**GIVEN TASK**
Look through the records below and collect all lines that hold the string "styles".
>> begin ITEMS
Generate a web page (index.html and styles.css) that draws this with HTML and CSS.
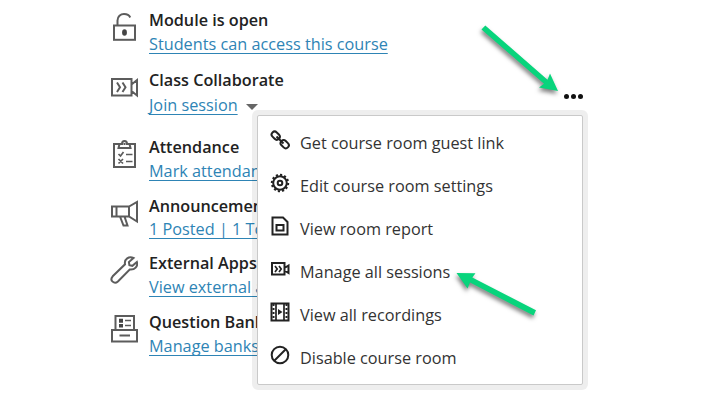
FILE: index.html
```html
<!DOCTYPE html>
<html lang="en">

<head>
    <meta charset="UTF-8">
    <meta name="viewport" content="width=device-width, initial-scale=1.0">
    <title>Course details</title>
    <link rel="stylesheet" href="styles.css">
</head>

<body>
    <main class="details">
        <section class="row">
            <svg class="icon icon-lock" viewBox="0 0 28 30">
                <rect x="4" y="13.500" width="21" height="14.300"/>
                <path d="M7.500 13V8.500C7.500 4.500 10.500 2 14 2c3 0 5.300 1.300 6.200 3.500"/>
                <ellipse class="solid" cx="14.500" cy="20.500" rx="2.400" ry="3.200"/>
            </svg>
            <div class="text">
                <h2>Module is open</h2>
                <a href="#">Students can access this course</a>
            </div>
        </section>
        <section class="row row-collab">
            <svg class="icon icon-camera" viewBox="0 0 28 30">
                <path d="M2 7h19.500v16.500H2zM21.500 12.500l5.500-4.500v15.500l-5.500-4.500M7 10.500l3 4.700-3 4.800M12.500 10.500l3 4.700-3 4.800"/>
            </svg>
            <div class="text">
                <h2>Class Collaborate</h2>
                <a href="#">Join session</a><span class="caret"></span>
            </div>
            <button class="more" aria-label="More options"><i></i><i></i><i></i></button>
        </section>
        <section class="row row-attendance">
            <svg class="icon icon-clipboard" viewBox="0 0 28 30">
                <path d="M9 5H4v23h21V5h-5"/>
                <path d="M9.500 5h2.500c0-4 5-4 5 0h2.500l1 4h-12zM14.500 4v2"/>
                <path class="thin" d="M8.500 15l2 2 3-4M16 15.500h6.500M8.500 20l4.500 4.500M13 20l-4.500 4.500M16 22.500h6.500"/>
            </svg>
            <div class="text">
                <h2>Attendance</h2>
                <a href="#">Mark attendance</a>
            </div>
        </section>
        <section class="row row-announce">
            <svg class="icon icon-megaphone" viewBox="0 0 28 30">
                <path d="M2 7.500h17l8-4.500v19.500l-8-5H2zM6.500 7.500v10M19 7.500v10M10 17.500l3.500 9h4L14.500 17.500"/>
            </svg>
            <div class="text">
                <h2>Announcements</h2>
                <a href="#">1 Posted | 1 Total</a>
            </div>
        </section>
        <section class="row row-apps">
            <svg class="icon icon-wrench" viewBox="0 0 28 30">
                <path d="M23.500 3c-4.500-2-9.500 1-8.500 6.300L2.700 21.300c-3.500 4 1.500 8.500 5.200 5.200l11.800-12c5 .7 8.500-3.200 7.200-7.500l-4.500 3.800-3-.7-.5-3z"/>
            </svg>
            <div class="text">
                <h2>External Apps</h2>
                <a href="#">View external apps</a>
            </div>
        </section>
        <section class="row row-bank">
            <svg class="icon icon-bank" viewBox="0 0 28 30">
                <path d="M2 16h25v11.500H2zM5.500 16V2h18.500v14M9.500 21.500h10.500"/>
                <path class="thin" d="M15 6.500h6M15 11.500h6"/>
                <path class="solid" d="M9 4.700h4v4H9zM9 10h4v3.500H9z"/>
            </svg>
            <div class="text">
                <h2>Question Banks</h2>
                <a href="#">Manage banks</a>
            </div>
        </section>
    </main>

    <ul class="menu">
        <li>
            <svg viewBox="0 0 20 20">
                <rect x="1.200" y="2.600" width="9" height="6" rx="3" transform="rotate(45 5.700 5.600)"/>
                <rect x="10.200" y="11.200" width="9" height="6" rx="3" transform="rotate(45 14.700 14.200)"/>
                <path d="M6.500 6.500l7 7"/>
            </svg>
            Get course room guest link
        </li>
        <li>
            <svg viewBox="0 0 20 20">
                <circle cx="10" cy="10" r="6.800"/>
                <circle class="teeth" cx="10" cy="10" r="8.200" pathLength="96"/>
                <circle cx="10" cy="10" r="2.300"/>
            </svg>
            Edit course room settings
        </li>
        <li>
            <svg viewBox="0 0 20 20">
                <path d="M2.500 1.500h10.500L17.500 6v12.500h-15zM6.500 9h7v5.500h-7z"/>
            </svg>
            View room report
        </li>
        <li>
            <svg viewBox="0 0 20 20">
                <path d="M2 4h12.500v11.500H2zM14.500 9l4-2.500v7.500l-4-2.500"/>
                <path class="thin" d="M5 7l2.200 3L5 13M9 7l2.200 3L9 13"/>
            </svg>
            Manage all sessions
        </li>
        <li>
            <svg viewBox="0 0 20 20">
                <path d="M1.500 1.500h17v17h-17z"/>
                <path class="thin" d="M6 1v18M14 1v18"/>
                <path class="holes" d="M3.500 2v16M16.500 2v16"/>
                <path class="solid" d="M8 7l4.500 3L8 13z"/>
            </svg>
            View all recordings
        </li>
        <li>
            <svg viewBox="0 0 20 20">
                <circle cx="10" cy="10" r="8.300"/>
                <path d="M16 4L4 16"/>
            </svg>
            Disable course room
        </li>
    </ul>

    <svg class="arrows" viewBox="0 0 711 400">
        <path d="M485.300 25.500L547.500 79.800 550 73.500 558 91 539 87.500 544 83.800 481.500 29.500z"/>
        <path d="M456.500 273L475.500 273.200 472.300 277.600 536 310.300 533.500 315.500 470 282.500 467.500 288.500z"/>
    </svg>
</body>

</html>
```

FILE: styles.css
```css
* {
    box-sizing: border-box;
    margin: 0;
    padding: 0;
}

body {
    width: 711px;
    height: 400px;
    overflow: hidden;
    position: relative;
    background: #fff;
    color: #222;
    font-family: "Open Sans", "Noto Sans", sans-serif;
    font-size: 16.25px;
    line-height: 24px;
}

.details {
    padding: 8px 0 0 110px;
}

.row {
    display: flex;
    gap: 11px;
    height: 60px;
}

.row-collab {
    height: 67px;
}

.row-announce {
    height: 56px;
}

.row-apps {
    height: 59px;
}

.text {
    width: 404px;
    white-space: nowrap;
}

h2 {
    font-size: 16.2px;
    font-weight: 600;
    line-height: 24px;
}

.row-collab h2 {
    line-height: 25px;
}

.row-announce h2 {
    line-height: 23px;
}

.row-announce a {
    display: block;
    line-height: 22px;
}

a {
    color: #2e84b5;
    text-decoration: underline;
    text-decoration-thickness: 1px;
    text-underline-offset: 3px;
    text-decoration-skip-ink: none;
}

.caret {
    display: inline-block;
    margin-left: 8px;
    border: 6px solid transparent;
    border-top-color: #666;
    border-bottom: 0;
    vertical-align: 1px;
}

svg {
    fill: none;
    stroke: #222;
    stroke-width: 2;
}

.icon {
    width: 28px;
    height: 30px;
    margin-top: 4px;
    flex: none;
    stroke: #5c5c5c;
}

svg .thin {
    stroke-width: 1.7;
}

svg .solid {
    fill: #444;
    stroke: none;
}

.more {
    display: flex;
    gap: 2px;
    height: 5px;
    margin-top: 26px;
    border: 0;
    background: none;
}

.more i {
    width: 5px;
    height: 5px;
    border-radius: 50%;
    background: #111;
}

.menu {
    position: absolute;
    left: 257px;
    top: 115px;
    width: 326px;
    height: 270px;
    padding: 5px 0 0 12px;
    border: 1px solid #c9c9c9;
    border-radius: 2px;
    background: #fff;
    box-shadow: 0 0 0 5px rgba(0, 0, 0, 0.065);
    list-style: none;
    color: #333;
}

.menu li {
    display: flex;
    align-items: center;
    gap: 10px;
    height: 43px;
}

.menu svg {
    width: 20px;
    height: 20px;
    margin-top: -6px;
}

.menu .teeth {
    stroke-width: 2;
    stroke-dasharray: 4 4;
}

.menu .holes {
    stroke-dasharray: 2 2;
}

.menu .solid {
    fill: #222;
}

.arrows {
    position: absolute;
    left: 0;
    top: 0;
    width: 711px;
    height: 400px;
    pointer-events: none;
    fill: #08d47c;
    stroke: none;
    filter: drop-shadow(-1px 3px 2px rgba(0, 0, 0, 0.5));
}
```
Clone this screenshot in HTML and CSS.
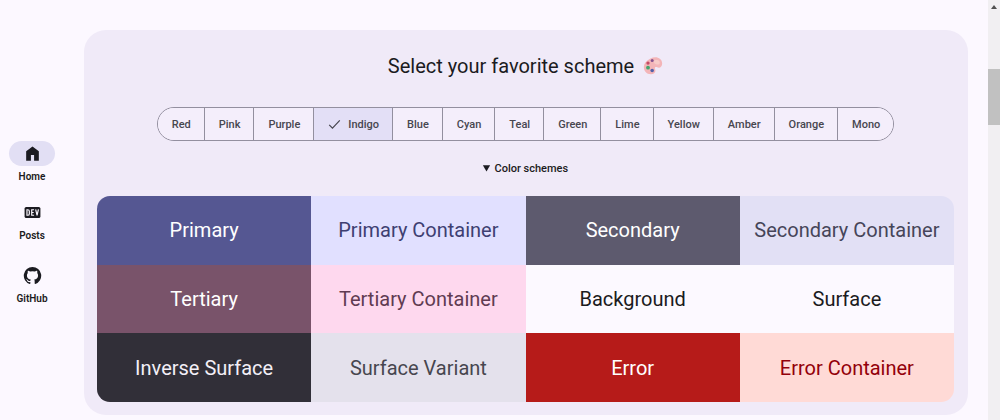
>> end ITEMS
**SOLUTION**
Generate a web page (index.html and styles.css) that draws this with HTML and CSS.
    <link rel="stylesheet" href="styles.css">
FILE: styles.css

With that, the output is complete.